The Polish Home Army was probably the only World War II resistance movement to manufacture large quantities of weaponry and munitions. In addition to production of pre-war designs they developed and produced in the war the Błyskawica submachine gun, Bechowiec, KIS and Polski Sten (from the British Sten) machine pistols as well as the filipinka and sidolówka hand grenades. In the Warsaw Uprising Polish engineers built several armoured cars, such as the Kubuś, which also took part in the fighting.The KIS was designed and made in the Jan Piwnik's "Ponury" ("Grim") guerrilla unit that was operating in Holy Cross Mountains region. It was probably the only kind of modern firearm that could be manufactured in the forest without the need for sophisticated tools and factory equipment in the Second World War.

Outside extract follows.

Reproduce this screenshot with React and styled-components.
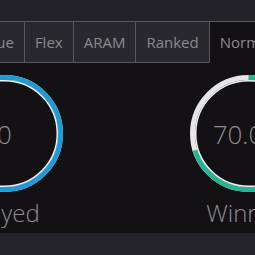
import React from "react";
import styled, { createGlobalStyle } from "styled-components";

const GlobalStyle = createGlobalStyle`
  html, body {
    margin: 0;
    padding: 0;
    background: #232226;
    overflow: hidden;
  }
  body {
    font-family: "Open Sans", "Liberation Sans", sans-serif;
  }
`;

const Window = styled.div`
  width: 255px;
  height: 255px;
  display: flex;
  flex-direction: column;
  overflow: hidden;
  background: #232226;
`;

const TopBand = styled.div`
  height: 21px;
  flex-shrink: 0;
`;

const TabBar = styled.div`
  display: flex;
  flex-shrink: 0;
  margin-left: -78px;
  height: 42px;
`;

const Tab = styled.div`
  box-sizing: border-box;
  height: 42px;
  padding: 0 10px;
  display: flex;
  align-items: center;
  font-size: 15px;
  color: #8b8a90;
  white-space: nowrap;
  background: ${(p) => (p.$active ? "#131114" : "#29282c")};
  border-top: 1px solid #59585c;
  border-bottom: 1px solid ${(p) => (p.$active ? "#131114" : "#59585c")};
  border-left: 1px solid #59585c;
`;

const Content = styled.div`
  flex: 1;
  background: #131114;
  overflow: hidden;
`;

const StatRow = styled.div`
  display: flex;
  margin-left: -117.5px;
  padding-top: 12px;
`;

const Stat = styled.div`
  width: 244px;
  flex-shrink: 0;
  display: flex;
  flex-direction: column;
  align-items: center;
`;

const Ring = styled.div`
  position: relative;
  width: 117px;
  height: 117px;
`;

const RingValue = styled.div`
  position: absolute;
  inset: 0;
  display: flex;
  align-items: center;
  justify-content: center;
  font-size: 26px;
  font-weight: 300;
  color: #8d8c92;
  padding-top: 1px;
`;

const Label = styled.div`
  margin-top: 6px;
  font-size: 24px;
  font-weight: 300;
  color: #8d8c92;
  line-height: 30px;
  white-space: nowrap;
`;

const BottomBand = styled.div`
  height: 22px;
  flex-shrink: 0;
  background: #252428;
`;

const tabs = ["Solo Queue", "Flex", "ARAM", "Ranked", "Normal"];

const stats = [
  { label: "Played", value: "0", pct: 100, color: "#1e9bd6" },
  { label: "Winrate", value: "70.0%", pct: 70, color: "#25b393" },
];

const RingChart = ({ pct, color }) => {
  const r = 56;
  const c = 2 * Math.PI * r;
  return (
    <svg width="117" height="117" viewBox="0 0 117 117">
      <circle cx="58.5" cy="58.5" r={r} fill="none" stroke="#e6e6e8" strokeWidth="5" />
      <circle
        cx="58.5"
        cy="58.5"
        r={r}
        fill="none"
        stroke={color}
        strokeWidth="5"
        strokeDasharray={`${(c * pct) / 100} ${c}`}
        transform="rotate(-90 58.5 58.5)"
      />
      <circle cx="58.5" cy="58.5" r="52.8" fill="none" stroke="#f2f2f2" strokeWidth="1.5" />
    </svg>
  );
};

export default function App() {
  return (
    <>
      <GlobalStyle />
      <Window>
        <TopBand />
        <TabBar>
          {tabs.map((t) => (
            <Tab key={t} $active={t === "Normal"}>
              {t}
            </Tab>
          ))}
        </TabBar>
        <Content>
          <StatRow>
            {stats.map((s) => (
              <Stat key={s.label}>
                <Ring>
                  <RingChart pct={s.pct} color={s.color} />
                  <RingValue>{s.value}</RingValue>
                </Ring>
                <Label>{s.label}</Label>
              </Stat>
            ))}
          </StatRow>
        </Content>
        <BottomBand />
      </Window>
    </>
  );
}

a Numerous sources state that Polish Army was the fourth biggest Allied fighting contingent. Steven J. Zaloga wrote that "by the war's end the Polish Army was the fourth largest contingent of the Allied coalition after the armed forces of the Soviet Union, the United States and Great Britain." Jerzy Jan Lerski writes "All in all, the Polish units, although divided and controlled by different political orientation, constituted the fourth largest Allied force, after the American, British and Soviet Armies." M. K. Dziewanowski has noted that "if Polish forces fighting in the east and west were added to the resistance fighters, Poland had the fourth largest Allied army in the war (after the USSR, the U.S. and Britain)".
b Sources vary with regards to what was the largest resistance movement in World War II. As the war progressed, some resistance movements grew larger—and others diminished. Polish territories were mostly freed from Nazi German control in the years 1944–1945, eliminating the need for their respective (anti-Nazi) partisan forces in Poland (although the cursed soldiers continued to fight against the Soviets). Several sources note that Polish Armia Krajowa was the largest resistance movement in Nazi-occupied Europe. For example, Norman Davies wrote "Armia Krajowa (Home Army), the AK, which could fairly claim to be the largest of European resistance"; Gregor Dallas wrote "Home Army (Armia Krajowa or AK) in late 1943 numbered about 400,000, making it the largest resistance organization in Europe"; Mark Wyman wrote "Armia Krajowa was considered the largest underground resistance unit in wartime Europe". Certainly, Polish resistance was the largest resistance until the German invasion of Yugoslavia and the invasion of the Soviet Union in 1941. After that point, the numbers of Soviet partisans and Yugoslav partisans grew rapidly. The number of Soviet partisans quickly caught up and were very similar to that of the Polish resistance. The number of Tito's Yugoslav partisans were roughly similar to those of the Polish and Soviet partisans in the first years of the war (1941–1942), but grew rapidly in the latter years, outnumbering the Polish and Soviet partisans by 2:1 or more (estimates give Yugoslavian forces about 800,000 in 1945, to Polish and Soviet forces of 400,000 in 1944).[26]